Give back every line exactly as it appears, pictures excluded.

§ **DATASET CONTENT**
··········

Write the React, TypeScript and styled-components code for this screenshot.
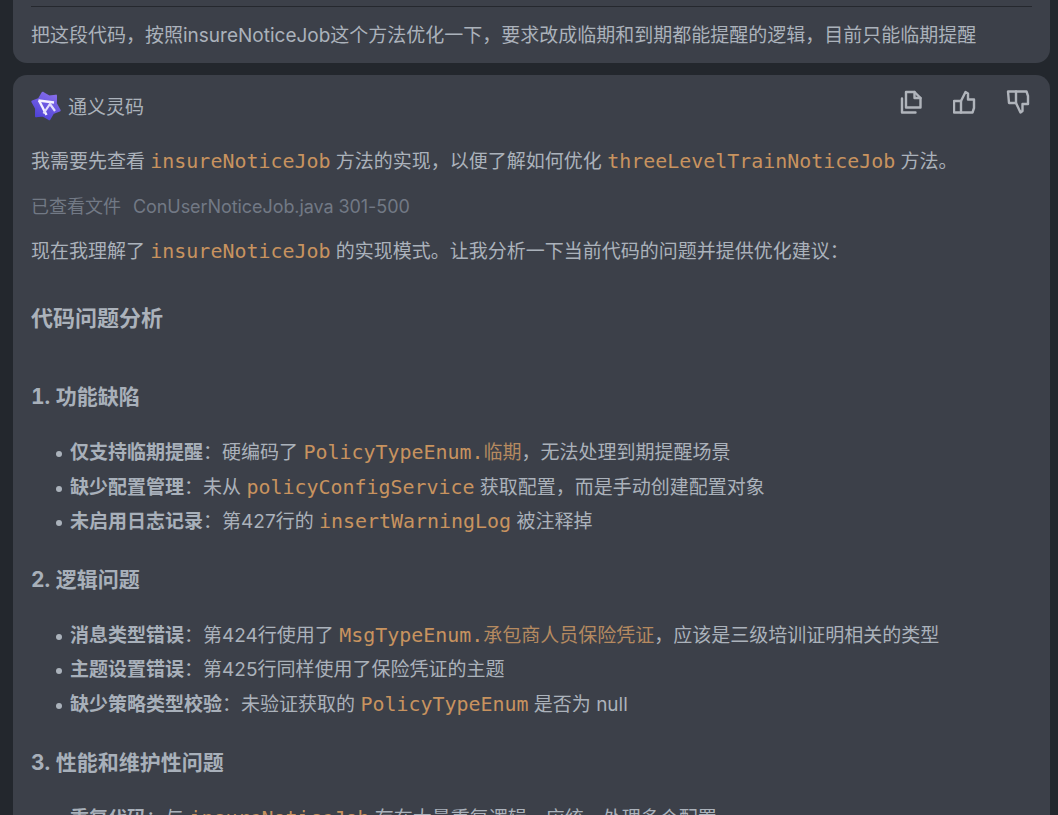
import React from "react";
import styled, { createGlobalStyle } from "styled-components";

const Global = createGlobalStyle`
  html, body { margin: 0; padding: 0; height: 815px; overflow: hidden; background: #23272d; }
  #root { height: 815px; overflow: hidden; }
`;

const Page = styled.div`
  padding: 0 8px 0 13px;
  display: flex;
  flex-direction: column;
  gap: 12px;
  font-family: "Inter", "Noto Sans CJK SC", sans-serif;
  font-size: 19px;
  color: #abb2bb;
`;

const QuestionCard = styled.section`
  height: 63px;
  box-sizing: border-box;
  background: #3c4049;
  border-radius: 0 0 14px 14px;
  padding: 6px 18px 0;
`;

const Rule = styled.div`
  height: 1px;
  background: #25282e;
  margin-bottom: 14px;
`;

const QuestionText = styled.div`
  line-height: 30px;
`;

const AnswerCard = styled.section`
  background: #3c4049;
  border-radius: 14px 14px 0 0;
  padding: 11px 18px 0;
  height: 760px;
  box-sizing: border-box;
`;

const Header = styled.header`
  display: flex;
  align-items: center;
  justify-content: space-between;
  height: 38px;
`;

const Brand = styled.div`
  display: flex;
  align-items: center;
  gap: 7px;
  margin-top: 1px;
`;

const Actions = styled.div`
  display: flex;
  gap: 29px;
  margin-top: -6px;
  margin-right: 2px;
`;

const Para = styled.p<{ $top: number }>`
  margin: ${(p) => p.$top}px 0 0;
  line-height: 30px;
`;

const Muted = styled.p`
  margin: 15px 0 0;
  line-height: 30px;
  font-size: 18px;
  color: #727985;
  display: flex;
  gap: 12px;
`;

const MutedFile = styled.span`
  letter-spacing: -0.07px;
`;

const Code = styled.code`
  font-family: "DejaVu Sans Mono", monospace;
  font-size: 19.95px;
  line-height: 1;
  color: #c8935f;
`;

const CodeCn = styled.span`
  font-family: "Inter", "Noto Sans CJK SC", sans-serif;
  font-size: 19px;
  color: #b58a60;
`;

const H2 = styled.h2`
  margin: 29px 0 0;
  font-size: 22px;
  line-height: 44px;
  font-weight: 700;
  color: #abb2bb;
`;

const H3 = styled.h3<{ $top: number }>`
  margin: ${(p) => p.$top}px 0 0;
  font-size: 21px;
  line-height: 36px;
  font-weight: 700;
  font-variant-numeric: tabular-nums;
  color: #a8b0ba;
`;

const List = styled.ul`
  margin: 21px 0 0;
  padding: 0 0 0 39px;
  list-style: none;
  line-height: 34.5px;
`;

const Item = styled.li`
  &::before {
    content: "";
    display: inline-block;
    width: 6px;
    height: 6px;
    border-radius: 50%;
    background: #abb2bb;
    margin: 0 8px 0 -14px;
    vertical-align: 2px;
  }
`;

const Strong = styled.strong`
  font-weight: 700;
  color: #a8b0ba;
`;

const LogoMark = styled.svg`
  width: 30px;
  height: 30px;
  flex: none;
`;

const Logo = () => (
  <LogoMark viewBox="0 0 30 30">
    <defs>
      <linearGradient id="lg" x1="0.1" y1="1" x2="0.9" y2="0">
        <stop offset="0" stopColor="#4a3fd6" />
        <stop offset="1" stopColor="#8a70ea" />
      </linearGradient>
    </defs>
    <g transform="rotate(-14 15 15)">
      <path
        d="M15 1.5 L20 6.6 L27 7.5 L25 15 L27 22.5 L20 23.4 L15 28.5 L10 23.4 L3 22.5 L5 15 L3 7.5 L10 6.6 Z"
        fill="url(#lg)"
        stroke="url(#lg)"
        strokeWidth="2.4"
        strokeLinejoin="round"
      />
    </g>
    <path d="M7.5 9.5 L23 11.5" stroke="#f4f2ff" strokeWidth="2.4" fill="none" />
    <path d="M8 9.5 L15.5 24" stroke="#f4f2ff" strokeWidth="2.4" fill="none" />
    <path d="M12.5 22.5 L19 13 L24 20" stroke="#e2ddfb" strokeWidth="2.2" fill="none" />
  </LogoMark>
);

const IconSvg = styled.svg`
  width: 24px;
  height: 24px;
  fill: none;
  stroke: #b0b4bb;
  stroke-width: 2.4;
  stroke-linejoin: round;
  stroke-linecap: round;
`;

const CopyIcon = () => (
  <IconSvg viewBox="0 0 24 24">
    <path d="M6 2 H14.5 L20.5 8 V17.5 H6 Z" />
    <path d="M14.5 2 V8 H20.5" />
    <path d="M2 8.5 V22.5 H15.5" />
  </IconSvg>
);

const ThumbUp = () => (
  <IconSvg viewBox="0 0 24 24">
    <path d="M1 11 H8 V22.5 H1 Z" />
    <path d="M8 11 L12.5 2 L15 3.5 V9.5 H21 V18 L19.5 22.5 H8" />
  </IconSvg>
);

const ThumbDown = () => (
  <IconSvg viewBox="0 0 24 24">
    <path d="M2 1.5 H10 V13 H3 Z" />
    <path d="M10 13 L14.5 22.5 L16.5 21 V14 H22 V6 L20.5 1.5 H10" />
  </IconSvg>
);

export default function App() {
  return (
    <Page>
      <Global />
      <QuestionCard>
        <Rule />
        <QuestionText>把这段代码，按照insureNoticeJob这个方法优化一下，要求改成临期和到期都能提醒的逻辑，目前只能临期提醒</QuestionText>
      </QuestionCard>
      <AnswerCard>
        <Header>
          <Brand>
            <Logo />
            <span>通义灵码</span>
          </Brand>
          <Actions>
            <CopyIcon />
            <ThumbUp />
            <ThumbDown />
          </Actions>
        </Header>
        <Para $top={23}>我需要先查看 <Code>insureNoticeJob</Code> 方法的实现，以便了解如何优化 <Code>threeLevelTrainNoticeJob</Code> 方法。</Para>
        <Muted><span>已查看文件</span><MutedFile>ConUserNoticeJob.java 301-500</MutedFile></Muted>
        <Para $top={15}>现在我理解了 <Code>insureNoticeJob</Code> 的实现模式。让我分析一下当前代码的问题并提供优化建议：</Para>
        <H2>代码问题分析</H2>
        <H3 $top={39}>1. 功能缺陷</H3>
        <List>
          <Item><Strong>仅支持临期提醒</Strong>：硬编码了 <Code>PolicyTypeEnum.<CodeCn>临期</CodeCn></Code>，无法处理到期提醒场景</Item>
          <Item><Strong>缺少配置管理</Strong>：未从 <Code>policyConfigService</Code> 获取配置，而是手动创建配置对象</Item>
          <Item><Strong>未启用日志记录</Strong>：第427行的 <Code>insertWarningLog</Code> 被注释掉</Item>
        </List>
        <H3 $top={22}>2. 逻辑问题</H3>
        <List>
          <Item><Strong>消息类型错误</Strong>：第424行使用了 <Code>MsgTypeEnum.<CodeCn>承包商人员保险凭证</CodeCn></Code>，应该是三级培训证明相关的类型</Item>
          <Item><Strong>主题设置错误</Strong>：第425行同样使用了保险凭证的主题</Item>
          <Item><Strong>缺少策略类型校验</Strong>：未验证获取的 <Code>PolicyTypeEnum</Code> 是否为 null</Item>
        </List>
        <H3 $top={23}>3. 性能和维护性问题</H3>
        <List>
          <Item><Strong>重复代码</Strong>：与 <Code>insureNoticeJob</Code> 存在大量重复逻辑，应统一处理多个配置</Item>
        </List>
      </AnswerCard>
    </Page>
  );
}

··········

§ **EXERCISE SOLUTION**
Write the React, TypeScript and styled-components code for this screenshot.
import React from "react";
import styled, { createGlobalStyle } from "styled-components";

const Global = createGlobalStyle`
  html, body { margin: 0; padding: 0; height: 815px; overflow: hidden; background: #23272d; }
  #root { height: 815px; overflow: hidden; }
`;

const Page = styled.div`
  padding: 0 8px 0 13px;
  display: flex;
  flex-direction: column;
  gap: 12px;
  font-family: "Inter", "Noto Sans CJK SC", sans-serif;
  font-size: 19px;
  color: #abb2bb;
`;

const QuestionCard = styled.section`
  height: 63px;
  box-sizing: border-box;
  background: #3c4049;
  border-radius: 0 0 14px 14px;
  padding: 6px 18px 0;
`;

const Rule = styled.div`
  height: 1px;
  background: #25282e;
  margin-bottom: 14px;
`;

const QuestionText = styled.div`
  line-height: 30px;
`;

const AnswerCard = styled.section`
  background: #3c4049;
  border-radius: 14px 14px 0 0;
  padding: 11px 18px 0;
  height: 760px;
  box-sizing: border-box;
`;

const Header = styled.header`
  display: flex;
  align-items: center;
  justify-content: space-between;
  height: 38px;
`;

const Brand = styled.div`
  display: flex;
  align-items: center;
  gap: 7px;
  margin-top: 1px;
`;

const Actions = styled.div`
  display: flex;
  gap: 29px;
  margin-top: -6px;
  margin-right: 2px;
`;

const Para = styled.p<{ $top: number }>`
  margin: ${(p) => p.$top}px 0 0;
  line-height: 30px;
`;

const Muted = styled.p`
  margin: 15px 0 0;
  line-height: 30px;
  font-size: 18px;
  color: #727985;
  display: flex;
  gap: 12px;
`;

const MutedFile = styled.span`
  letter-spacing: -0.07px;
`;

const Code = styled.code`
  font-family: "DejaVu Sans Mono", monospace;
  font-size: 19.95px;
  line-height: 1;
  color: #c8935f;
`;

const CodeCn = styled.span`
  font-family: "Inter", "Noto Sans CJK SC", sans-serif;
  font-size: 19px;
  color: #b58a60;
`;

const H2 = styled.h2`
  margin: 29px 0 0;
  font-size: 22px;
  line-height: 44px;
  font-weight: 700;
  color: #abb2bb;
`;

const H3 = styled.h3<{ $top: number }>`
  margin: ${(p) => p.$top}px 0 0;
  font-size: 21px;
  line-height: 36px;
  font-weight: 700;
  font-variant-numeric: tabular-nums;
  color: #a8b0ba;
`;

const List = styled.ul`
  margin: 21px 0 0;
  padding: 0 0 0 39px;
  list-style: none;
  line-height: 34.5px;
`;

const Item = styled.li`
  &::before {
    content: "";
    display: inline-block;
    width: 6px;
    height: 6px;
    border-radius: 50%;
    background: #abb2bb;
    margin: 0 8px 0 -14px;
    vertical-align: 2px;
  }
`;

const Strong = styled.strong`
  font-weight: 700;
  color: #a8b0ba;
`;

const LogoMark = styled.svg`
  width: 30px;
  height: 30px;
  flex: none;
`;

const Logo = () => (
  <LogoMark viewBox="0 0 30 30">
    <defs>
      <linearGradient id="lg" x1="0.1" y1="1" x2="0.9" y2="0">
        <stop offset="0" stopColor="#4a3fd6" />
        <stop offset="1" stopColor="#8a70ea" />
      </linearGradient>
    </defs>
    <g transform="rotate(-14 15 15)">
      <path
        d="M15 1.5 L20 6.6 L27 7.5 L25 15 L27 22.5 L20 23.4 L15 28.5 L10 23.4 L3 22.5 L5 15 L3 7.5 L10 6.6 Z"
        fill="url(#lg)"
        stroke="url(#lg)"
        strokeWidth="2.4"
        strokeLinejoin="round"
      />
    </g>
    <path d="M7.5 9.5 L23 11.5" stroke="#f4f2ff" strokeWidth="2.4" fill="none" />
    <path d="M8 9.5 L15.5 24" stroke="#f4f2ff" strokeWidth="2.4" fill="none" />
    <path d="M12.5 22.5 L19 13 L24 20" stroke="#e2ddfb" strokeWidth="2.2" fill="none" />
  </LogoMark>
);

const IconSvg = styled.svg`
  width: 24px;
  height: 24px;
  fill: none;
  stroke: #b0b4bb;
  stroke-width: 2.4;
  stroke-linejoin: round;
  stroke-linecap: round;
`;

const CopyIcon = () => (
  <IconSvg viewBox="0 0 24 24">
    <path d="M6 2 H14.5 L20.5 8 V17.5 H6 Z" />
    <path d="M14.5 2 V8 H20.5" />
    <path d="M2 8.5 V22.5 H15.5" />
  </IconSvg>
);

const ThumbUp = () => (
  <IconSvg viewBox="0 0 24 24">
    <path d="M1 11 H8 V22.5 H1 Z" />
    <path d="M8 11 L12.5 2 L15 3.5 V9.5 H21 V18 L19.5 22.5 H8" />
  </IconSvg>
);

const ThumbDown = () => (
  <IconSvg viewBox="0 0 24 24">
    <path d="M2 1.5 H10 V13 H3 Z" />
    <path d="M10 13 L14.5 22.5 L16.5 21 V14 H22 V6 L20.5 1.5 H10" />
  </IconSvg>
);

export default function App() {
  return (
    <Page>
      <Global />
      <QuestionCard>
        <Rule />
        <QuestionText>把这段代码，按照insureNoticeJob这个方法优化一下，要求改成临期和到期都能提醒的逻辑，目前只能临期提醒</QuestionText>
      </QuestionCard>
      <AnswerCard>
        <Header>
          <Brand>
            <Logo />
            <span>通义灵码</span>
          </Brand>
          <Actions>
            <CopyIcon />
            <ThumbUp />
            <ThumbDown />
          </Actions>
        </Header>
        <Para $top={23}>我需要先查看 <Code>insureNoticeJob</Code> 方法的实现，以便了解如何优化 <Code>threeLevelTrainNoticeJob</Code> 方法。</Para>
        <Muted><span>已查看文件</span><MutedFile>ConUserNoticeJob.java 301-500</MutedFile></Muted>
        <Para $top={15}>现在我理解了 <Code>insureNoticeJob</Code> 的实现模式。让我分析一下当前代码的问题并提供优化建议：</Para>
        <H2>代码问题分析</H2>
        <H3 $top={39}>1. 功能缺陷</H3>
        <List>
          <Item><Strong>仅支持临期提醒</Strong>：硬编码了 <Code>PolicyTypeEnum.<CodeCn>临期</CodeCn></Code>，无法处理到期提醒场景</Item>
          <Item><Strong>缺少配置管理</Strong>：未从 <Code>policyConfigService</Code> 获取配置，而是手动创建配置对象</Item>
          <Item><Strong>未启用日志记录</Strong>：第427行的 <Code>insertWarningLog</Code> 被注释掉</Item>
        </List>
        <H3 $top={22}>2. 逻辑问题</H3>
        <List>
          <Item><Strong>消息类型错误</Strong>：第424行使用了 <Code>MsgTypeEnum.<CodeCn>承包商人员保险凭证</CodeCn></Code>，应该是三级培训证明相关的类型</Item>
          <Item><Strong>主题设置错误</Strong>：第425行同样使用了保险凭证的主题</Item>
          <Item><Strong>缺少策略类型校验</Strong>：未验证获取的 <Code>PolicyTypeEnum</Code> 是否为 null</Item>
        </List>
        <H3 $top={23}>3. 性能和维护性问题</H3>
        <List>
          <Item><Strong>重复代码</Strong>：与 <Code>insureNoticeJob</Code> 存在大量重复逻辑，应统一处理多个配置</Item>
        </List>
      </AnswerCard>
    </Page>
  );
}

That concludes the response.